Warwick: I think the thing what people need most in any business is a support crew, whether it be parents, siblings, friends—whoever! I’ve used all of the above to get through the difficult moments. Having those people take time out of their lives so I could vent, ask their opinion, or try to find a tactic to get through that difficult moment was very important to me. My wife, Ashley, is just amazing at that. When it was really crunch time and I was ready to give up, she said, “Nope, you can do this. You’re going to do this. Just try to slowly break it down.” It’s that same philosophy that we talked about in regards to the big recording sessions. You don’t just walk in and start. It’s a step-by-step process. I think it gets overwhelming when you try to take it on all at once. It’s the same thing when we have technical challenges in the studio. You have to take it one step at a time. You have to own it. At some point, you have to be the one to say “I’m the person who has to solve this problem.” I think that applies to other areas in life as well, that acceptance of the fact that it’s nobody else’s job but yours to figure out the solution to your challenge.
Sherman: How does it feel to live and teach in Vermont—and still work with all of these incredible artists? Do you really get to enjoy the best of both worlds?

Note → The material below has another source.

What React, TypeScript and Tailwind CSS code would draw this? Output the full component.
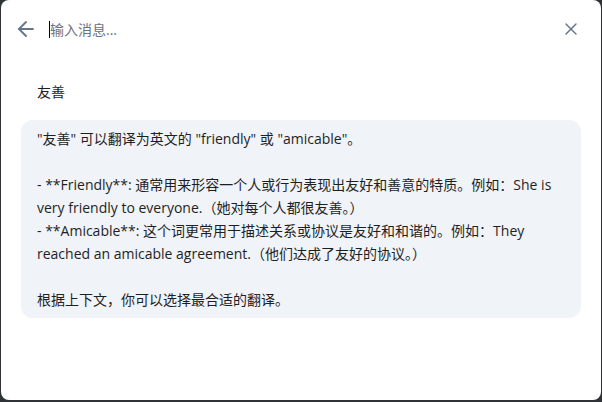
import { ArrowLeft, X } from "lucide-react";

const answerLines = [
  "\"友善\" 可以翻译为英文的 \"friendly\" 或 \"amicable\"。",
  "",
  "- **Friendly**: 通常用来形容一个人或行为表现出友好和善意的特质。例如：She is",
  "very friendly to everyone.（她对每个人都很友善。）",
  "- **Amicable**: 这个词更常用于描述关系或协议是友好和和谐的。例如：They",
  "reached an amicable agreement.（他们达成了友好的协议。）",
  "",
  "根据上下文，你可以选择最合适的翻译。",
];

export default function App() {
  return (
    <div
      className="w-[602px] h-[402px] bg-[#2f3237] overflow-hidden"
      style={{ fontFamily: '"Open Sans", "Noto Sans CJK SC", sans-serif' }}
    >
      <div className="ml-px w-[600px] h-[400px] bg-white rounded-[8px] flex flex-col">
        {/* header */}
        <div className="h-[58px] flex items-center pl-[13px] pr-[20px]">
          <button className="text-[#64748b] w-6 h-6 flex items-center justify-center">
            <ArrowLeft size={24} strokeWidth={1.8} />
          </button>
          <div className="ml-[11px] flex-1 flex items-center">
            <span className="w-px h-[17px] bg-black" />
            <input
              className="flex-1 outline-none text-[14px] text-[#222] placeholder:text-[#6b7280] bg-transparent"
              placeholder="输入消息..."
            />
          </div>
          <button className="text-[#64748b] w-5 h-5 flex items-center justify-center">
            <X size={20} strokeWidth={1.7} />
          </button>
        </div>

        {/* question */}
        <div className="mt-[22px] pl-9 text-[14px] leading-[23px] text-[#1f1f1f]">友善</div>

        {/* answer bubble */}
        <div className="mt-[17px] mx-5 bg-[#f0f3f8] rounded-[12px] px-4 py-[7px] text-[14px] leading-[23px] text-[#1f1f1f]">
          {answerLines.map((line, i) => (
            <div key={i} className="whitespace-pre h-[23px]">
              {line}
            </div>
          ))}
        </div>
      </div>
    </div>
  );
}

Warwick: I’m fortunate to be able to continue working in this business. I really enjoy Vermont. It makes me appreciate art on a level that I don’t think I appreciated it at when I was in Los Angeles. When you’re in L.A., you’re driving down the street and there’s beautiful architecture and there’s billboards for albums, television shows, and movies and all these beautiful people walking around. You get to the point that you can become a little jaded about it. Now that I’m in Vermont, I can go to a show in Burlington and feel awestruck again by an artist and really live in that moment. In Los Angeles, there was too much to think about. I can really stay in the moment here in Vermont. Living in Vermont allows me to clear my head and to focus on the art.